In the past two weeks, I’ve received four emails from individuals new to genealogy either questioning my public tree on Ancestry.com or inquiring about my professional services.
Each one carried the same message: “The information you have is wrong.”
Let me start with something I say often: no genealogical tree is 100% accurate. Until every individual in every line has been DNA tested and even then, interpreted correctly, there will always be some uncertainty. That’s simply the nature of this work.
But these interactions weren’t thoughtful challenges or collaborative inquiries. They were something else entirely.
They were confrontational, dismissive, and, frankly, uninformed.
The first individual demanded proof of a family adoption story. I recommended DNA testing. They had already tested but refused to share the results and insisted I find documentary proof.
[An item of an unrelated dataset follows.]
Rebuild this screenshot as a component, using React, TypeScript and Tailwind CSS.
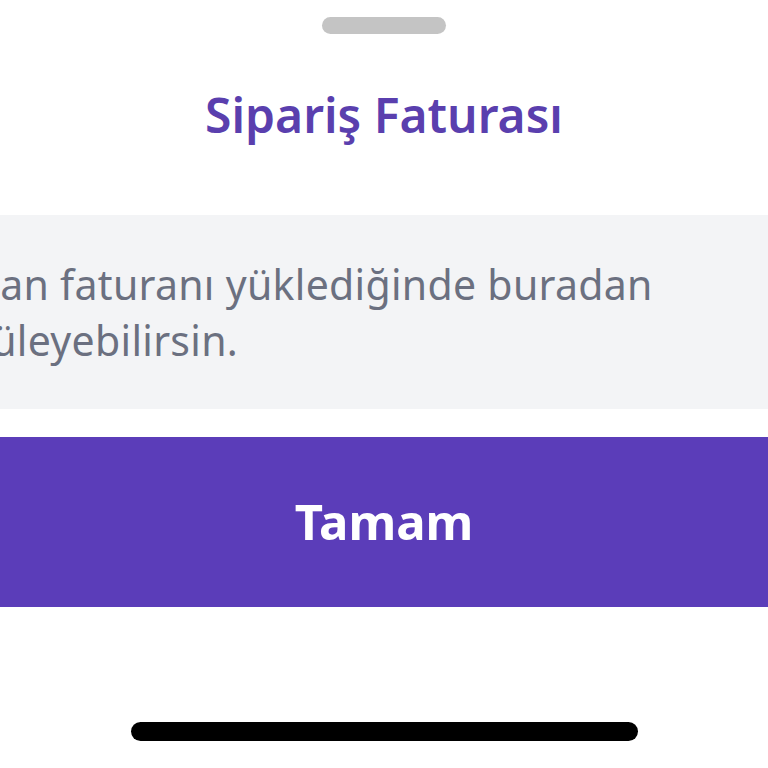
export default function App() {
  return (
    <div
      className="flex h-[768px] w-full flex-col overflow-hidden bg-white"
      style={{ fontFamily: '"Noto Sans", "Open Sans", sans-serif' }}
    >
      {/* sheet handle */}
      <div className="flex justify-center pt-[17px]">
        <div className="h-[17px] w-[124px] rounded-full bg-[#c4c4c4]" />
      </div>

      <h1 className="mt-[51px] text-center text-[48px] font-semibold leading-[60px] text-[#5a3fae]">
        Sipariş Faturası
      </h1>

      {/* info box, wider than the visible screen */}
      <div className="mt-[70px] -ml-[164px] -mr-[150px] bg-[#f3f4f6] px-[21px] py-[41px]">
        <p className="indent-[14px] text-[41px] leading-[56px] tracking-[0.3px] text-[#6b7080]">
          Mağazan faturanı yüklediğinde buradan görüntüleyebilirsin.
        </p>
      </div>

      <button className="mt-[28px] flex h-[170px] w-full items-center justify-center bg-[#5b3db9] text-[49px] font-bold text-white">
        Tamam
      </button>

      <div className="mt-auto flex justify-center pb-[27px]">
        <div className="h-[19px] w-[507px] rounded-full bg-black" />
      </div>
    </div>
  );
}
Here’s the problem: no records exist for that place and time. None. The best available evidence is a census record placing the child in the same household at three months old and still there decades later. That wasn’t enough. I was told I didn’t know what I was doing.
DNA would likely resolve the question but there’s a reason it wasn’t being shared. DNA doesn’t lie. And when people avoid it, that usually tells you something.
The second email was even more puzzling. I was instructed to delete an individual from my tree because it was “messing up [her] DNA matches.”
We didn’t match.
The individual in question is on my husband’s line.
She didn’t match him either.
Her conclusion? A child who died young actually moved to Illinois, changed his name completely, married, and died in the 1940s.
Her evidence?An Ancestry hint from ten years ago that only matched a birthdate. No sources showed a name change. No documentation. No records connecting the identities. Just confidence that in the entirety of Sweden, only 1 male was born on the same day. I’m not making this up!
When I asked basic genealogical questions such as death certificate? marriage record? naturalization? she didn’t understand what I meant. She had been researching for a few months and was certain her conclusion was correct because a now deceased relative had believed it 10 years ago. I declined to alter a fully sourced line.
The third interaction was more familiar but still frustrating.
A man insisted I had the wrong parents for his great-grandfather. His proof was a death certificate, with information provided by the son.
I explained what experienced genealogists know: informants can be wrong. Memory fails. Grief clouds details.
In contrast, I had a letter written by the man himself shortly before his death, naming his parents and explaining his childhood circumstances. I even provided the citation so he could verify it.
His response? “You’re still wrong. Remove it.” He also admitted he didn’t know how to locate the record I referred to online. Sigh.
That was the point where I made a decision: I removed the entire line from my public tree. Not because I was wrong but because the interaction wasn’t worth the time it would take to defend it.
The final exchange involved a demand to remove a death record because “everyone has it wrong.”
No documentation was provided. Instead, the argument rested on a theory built from DNA matches and a guess involving a child being banished to another colony 300+ years ago.
Could there be a connection? Possibly.
Was there proof? No.
When I tried to guide her toward alternative explanations, such as descent from a sibling, she wasn’t interested. She didn’t want to explore the truth. She wanted confirmation.
So I’ll ask the question plainly: Are you experiencing this shift, too?
For over 25 years, I’ve found most genealogists to be curious, collaborative, and open to learning. But recently, something feels different.
More certainty.
Less evidence.
And a growing resistance to being wrong.
I had a conversation about this with my husband, who pointed me to research from the National Literacy Institute suggesting that a significant portion of U.S. adults read below a sixth-grade level.
As a former reading teacher, that stopped me.
Because genealogy requires more than reading, it requires interpretation, analysis, and the ability to weigh conflicting evidence.
Without those skills, it becomes easy to mistake a hint for proof… or a belief for a conclusion.
And that brings me to where I am now.
I’ve always believed in keeping my tree public. I don’t “own” my ancestors. I’ve invested time and money into my research because I wanted to know the truth, not because I expected anything in return.
But I’ll be honest: I’m reconsidering. Not because of disagreement. Disagreement is part of good research. But because of something else entirely:
A refusal to learn.
A rejection of standards.
And an insistence that confidence equals correctness.
In every one of these cases, I recommended learning about the Genealogical Proof Standard.
Not one person was interested. That’s the real concern. Because if we lose the standard…we don’t just lose accuracy, we lose genealogy itself.
If you're thinking this is an AI problem, it isn't. Genealogists have always worked with flawed records, mistaken informants, and misleading clues.
What is new is the speed at which conclusions are formed and the confidence with which they’re defended without the work required to support them.
If you’re new to genealogy, welcome. Truly. But confidence is not evidence. And belief is not proof. Start there and you’ll go far.